We investigate the electromagnetic influence of the surrounding idle (no tunneling) region on static fluxons in window Josephson junctions. We calculated the fluxon width as a function of the size of the idle region for three different window (active tunneling area) geometries, namely elongated truncated rhombus, rectangular and bow-tie and derived approximate expressions for the case of small and large idle regions. The window geometry affects both the fluxon width and the fluxon stability. One can define an effective λJ which depends on the junction width, the idle region width and the inductance ratio and has important consequences on the static and dynamic properties of window Josephson junctions. We also show the effect of the idle region on the maximum tunneling current as a function of the external magnetic field.

The window Josephson junction: a coupled linear nonlinear system

Abstract We investigate the interface coupling between the two-dimensional sine-Gordon equation and the two-dimensional wave equation in the context of a Josephson window junction using a finite volume numerical method and soliton perturbation theory. The geometry of the domain as well as the electrical coupling parameters are considered. When the linear region is located at each end of the nonlinear domain, we derive an effective one-dimensional model, and using soliton perturbation theory, compute the fixed points that can trap either a kink or antikink at an interface between two sine-Gordon media.
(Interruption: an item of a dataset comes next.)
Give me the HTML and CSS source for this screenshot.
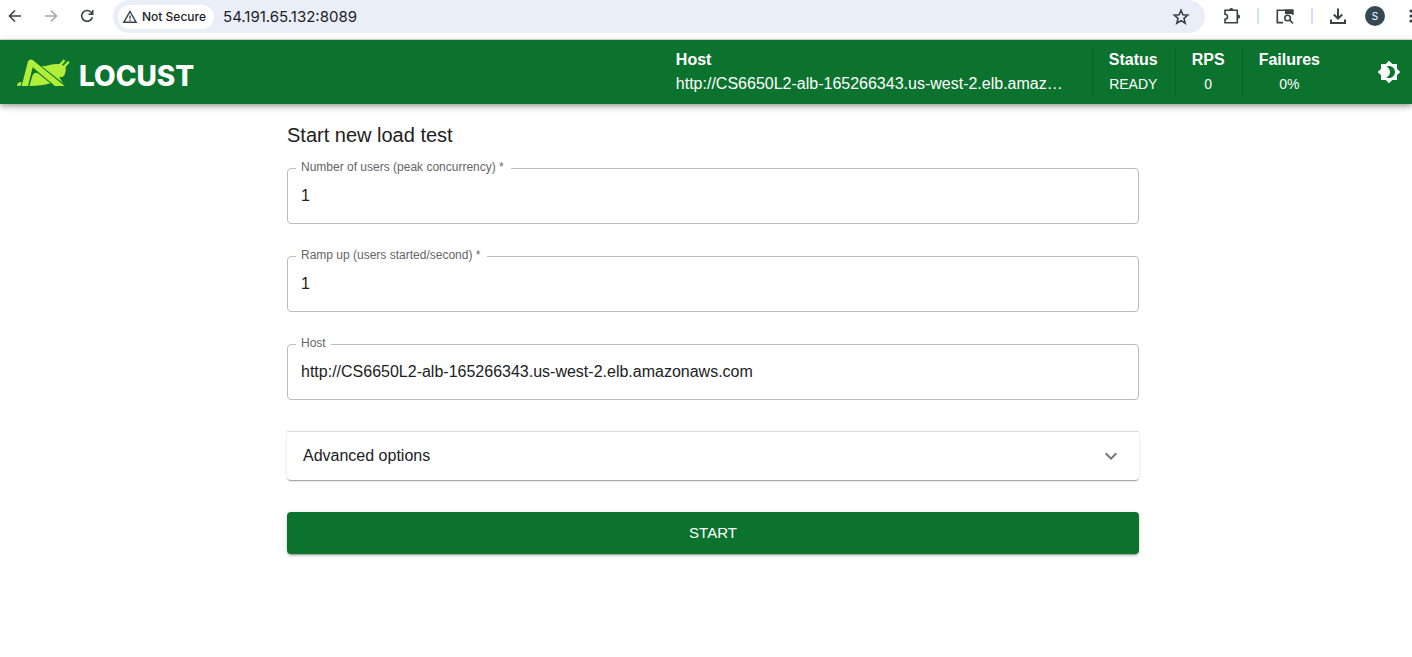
FILE: index.html
```html
<!DOCTYPE html>
<html lang="en">
<head>
<meta charset="utf-8">
<title>Locust</title>
<link rel="stylesheet" href="styles.css">
</head>
<body>
<div class="browser">
  <button class="tool" aria-label="Back"><svg width="16" height="16" viewBox="0 0 16 16"><path d="M14 8H3M8 2.500L2.500 8L8 13.500"/></svg></button>
  <button class="tool tool-off" aria-label="Forward"><svg width="16" height="16" viewBox="0 0 16 16"><path d="M2 8H13M8 2.500L13.500 8L8 13.500"/></svg></button>
  <button class="tool" aria-label="Reload"><svg width="16" height="16" viewBox="0 0 16 16"><path d="M13.300 9.200A5.400 5.400 0 1 1 12 4.200L13.500 6M13.700 2V6.200H9.500"/></svg></button>
  <div class="omnibox">
    <button class="security"><svg width="16" height="16" viewBox="0 0 16 16"><path d="M8 2.500L14.200 13.300H1.800Z M8 6.500V9.700M8 10.700V12"/></svg>Not Secure</button>
    <input class="address" aria-label="Address" value="54.191.65.132:8089">
    <button class="tool" aria-label="Bookmark"><svg width="18" height="18" viewBox="0 0 18 18"><path d="M9 2.300L10.900 6.800L15.700 7.200L12 10.400L13.200 15.200L9 12.600L4.800 15.200L6 10.400L2.300 7.200L7.100 6.800Z"/></svg></button>
  </div>
  <div class="browser-actions">
    <button class="tool" aria-label="Extensions"><svg width="18" height="18" viewBox="0 0 18 18"><path d="M2 3.300H14.300V15.700H2V12.200C5.300 12.200 5.300 7.300 2 7.300Z"/><path class="solid" d="M6.200 3A2.100 2.100 0 0 1 10.400 3ZM15 7.600A2.100 2.100 0 0 1 15 11.800Z"/></svg></button>
    <span class="bar"></span>
    <button class="tool" aria-label="Search tabs"><svg width="20" height="18" viewBox="0 0 20 18"><path d="M8 15.600H2.300V3.200H17.700V8"/><path class="solid" d="M10 2.500H18.400V7H10Z"/><circle cx="12.600" cy="11" r="2.800"/><path d="M14.800 13.200L18 16.400"/></svg></button>
    <span class="bar"></span>
    <button class="tool" aria-label="Downloads"><svg width="18" height="18" viewBox="0 0 18 18"><path d="M9 1.500V11.500M4.800 7.500L9 11.700L13.200 7.500M2 12.500V16H16V12.500" stroke-width="2"/></svg></button>
    <button class="avatar" aria-label="Profile">S</button>
    <button class="tool more" aria-label="Menu"><svg width="4" height="16" viewBox="0 0 4 16"><circle class="solid" cx="2" cy="3" r="1.600"/><circle class="solid" cx="2" cy="8" r="1.600"/><circle class="solid" cx="2" cy="13" r="1.600"/></svg></button>
  </div>
</div>
<header class="appbar">
  <a class="brand" href="#" aria-label="Locust">
    <svg width="53" height="27" viewBox="51 177 159 81">
      <path d="M51 257C51 250 56 246 65 246L62 257Z"/>
      <path d="M65 258L84 184Q88 176 97 179L194 258H165L98 202L84 258Z"/>
      <path d="M88 258L97 228C101 217 110 217 116 221L151 250C134 256 114 258 88 258Z"/>
      <path d="M125 199C143 198 160 190 178 192L191 178L196 183L186 194L190 197L204 183L209 187L197 201C198 213 196 225 188 231L178 232L190 251L184 245Z"/>
    </svg>
    <span>LOCUST</span>
  </a>
  <div class="stats">
    <div class="stat stat-host"><b>Host</b><span class="host-url">http://CS6650L2-alb-165266343.us-west-2.elb.amazonaws.com</span></div>
    <div class="stat"><b>Status</b><span>READY</span></div>
    <div class="stat"><b>RPS</b><span>0</span></div>
    <div class="stat"><b>Failures</b><span>0%</span></div>
  </div>
  <button class="theme" aria-label="Toggle theme"><svg width="24" height="24" viewBox="0 0 24 24"><path d="M20 8.690V4h-4.690L12 .690 8.690 4H4v4.690L.690 12 4 15.310V20h4.690L12 23.310 15.310 20H20v-4.690L23.310 12 20 8.690zM12 18c-.890 0-1.740-.200-2.500-.550C11.560 16.500 13 14.420 13 12s-1.440-4.500-3.500-5.450C10.260 6.200 11.110 6 12 6c3.310 0 6 2.690 6 6s-2.690 6-6 6z"/></svg></button>
</header>
<main class="page">
  <form class="form">
    <h1>Start new load test</h1>
    <fieldset class="field"><legend class="required"><label for="users">Number of users (peak concurrency) *</label></legend><input id="users" value="1"></fieldset>
    <fieldset class="field"><legend class="required"><label for="ramp">Ramp up (users started/second) *</label></legend><input id="ramp" value="1"></fieldset>
    <fieldset class="field"><legend><label for="host">Host</label></legend><input id="host" value="http://CS6650L2-alb-165266343.us-west-2.elb.amazonaws.com"></fieldset>
    <button type="button" class="accordion" aria-expanded="false">Advanced options<svg width="24" height="24" viewBox="0 0 24 24"><path d="M16.590 8.590L12 13.170 7.410 8.590 6 10l6 6 6-6z"/></svg></button>
    <button type="button" class="start">START</button>
  </form>
</main>
</body>
</html>
```
FILE: styles.css
```css
* { box-sizing: border-box; }
body {
  margin: 0;
  background: #fff;
  color: #212121;
  font: 16px/24px "Liberation Sans", Arial, sans-serif;
  overflow-x: hidden;
}
button, input { font: inherit; color: inherit; border: 0; background: none; padding: 0; margin: 0; }
svg { display: block; flex: none; }

.browser {
  display: flex;
  align-items: flex-start;
  height: 40px;
  padding-left: 7px;
  border-bottom: 1px solid #dadce0;
  font-family: Inter, sans-serif;
  color: #202124;
}
.tool { display: flex; align-items: center; height: 32px; margin-right: 20px; flex: none; }
.tool svg { fill: none; stroke: #3c4043; stroke-width: 1.6; }
.tool .solid { fill: #3c4043; stroke: none; }
.tool-off svg { stroke: #a5a7a9; }
.omnibox {
  display: flex;
  align-items: center;
  flex: 1;
  height: 33px;
  margin-left: -2px;
  padding-left: 5px;
  border-radius: 17px;
  background: #e9eef8;
}
.omnibox .tool { margin-right: 15px; }
.security {
  display: flex;
  align-items: center;
  gap: 4px;
  height: 24px;
  padding: 0 8px 0 4px;
  border-radius: 12px;
  background: #fff;
  font-size: 12px;
  font-weight: 500;
  white-space: nowrap;
}
.security svg { fill: none; stroke: #3c4043; stroke-width: 1.4; }
.address { flex: 1; min-width: 0; margin-left: 9px; font-size: 15px; }
.browser-actions { display: flex; align-items: center; height: 32px; padding-left: 18px; }
.browser-actions .tool { margin: 0; }
.bar { width: 2px; height: 16px; margin: 0 16px; background: #d0e1fb; }
.browser-actions .avatar {
  width: 20px;
  height: 20px;
  margin: 0 34px 0 18px;
  border-radius: 50%;
  background: #344955;
  color: #fff;
  font-size: 10px;
  line-height: 20px;
}
.browser-actions .more { margin-left: -10px; margin-right: -1px; }

.appbar {
  display: flex;
  align-items: center;
  height: 64px;
  padding: 0 11px 0 17px;
  background: #0b732e;
  color: #fff;
  box-shadow: 0 2px 4px -1px rgba(0,0,0,.2), 0 4px 5px rgba(0,0,0,.14), 0 1px 10px rgba(0,0,0,.12);
}
.brand { display: flex; align-items: center; gap: 9px; color: #fff; text-decoration: none; }
.brand span { padding-top: 8px; font: 800 28px/30px Inter, sans-serif; }
.brand svg { fill: #b0ee3a; }
.stats { display: flex; margin-left: auto; }
.stat {
  display: flex;
  flex-direction: column;
  align-items: center;
  height: 48px;
  padding: 0 17px 0 16px;
  border-left: 1px solid #0a6628;
}
.stat span { font-size: 14px; }
.stat-host { align-items: flex-start; padding-right: 22px; border: 0; }
.stat .host-url { max-width: 394px; font-size: 16px; overflow: hidden; text-overflow: ellipsis; white-space: nowrap; }
.theme { margin-left: 40px; }
.theme svg { fill: #fff; }

.page { padding: 15px 24px 16px 38px; }
.form { display: flex; flex-direction: column; max-width: 852px; margin: 0 auto; }
h1 { margin: 0 0 9px; font-size: 20px; line-height: 32px; font-weight: 400; }
.field {
  min-width: 0;
  margin: 0 0 24px;
  padding: 0 8px;
  border: 1px solid #bdbdbd;
  border-radius: 4px;
}
.field legend { padding: 0 5px 2px; color: #666; font-size: 12px; line-height: 14px; }
.field legend.required { padding-right: 7px; }
.field label { display: block; }
.field input { display: block; width: 100%; height: 47px; padding: 0 5px 8px; outline: 0; }
.accordion {
  display: flex;
  align-items: center;
  justify-content: space-between;
  height: 48px;
  margin: 8px 0 32px;
  padding: 0 16px;
  border-radius: 0 0 4px 4px;
  box-shadow: 0 -1px 0 #dedede, 0 2px 1px -1px rgba(0,0,0,.2), 0 1px 1px rgba(0,0,0,.14), 0 1px 3px rgba(0,0,0,.12);
}
.accordion svg { fill: #757575; }
.start {
  height: 42px;
  border-radius: 4px;
  background: #0b732e;
  color: #fff;
  font-size: 15px;
  box-shadow: 0 3px 1px -2px rgba(0,0,0,.2), 0 2px 2px rgba(0,0,0,.14), 0 1px 5px rgba(0,0,0,.12);
}
```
This approximate analysis is validated by comparing with the solution of the partial differential equation and describes kink motion in the one-dimensional window junction. Using this, we analyze steady-state kink motion and derive values for the average speed in the one- and two-dimensional systems. Finally, we show how geometry and the coupling parameters can destabilize kink motion.

Split Mode Method for the Elliptic 2D Sine-Gordon Equation: Application to Josephson Junction in Overlap Geometry

We introduce a new type of splitting method for semilinear partial differential equations. The method is analyzed in detail for the case of the two-dimensional static sine-Gordon equation describing a large area Josephson junction with overlap current feed and external magnetic field. The solution is separated into an explicit term that satisfies the one-dimensional sine-Gordon equation in the y-direction with boundary conditions determined by the bias current and a residual which is expanded using modes in the y-direction, the coefficients of which satisfy ordinary differential equations in x with boundary conditions given by the magnetic field. We show by direct comparison with a two-dimensional solution that this method converges and that it is an efficient way of solving the problem. The convergence of the y expansion for the residual is compared for Fourier cosine modes and the normal modes associated to the static one-dimensional sine-Gordon equation and we find a faster convergence for the latter. Even for such large widths as w=10 two such modes are enough to give accurate results.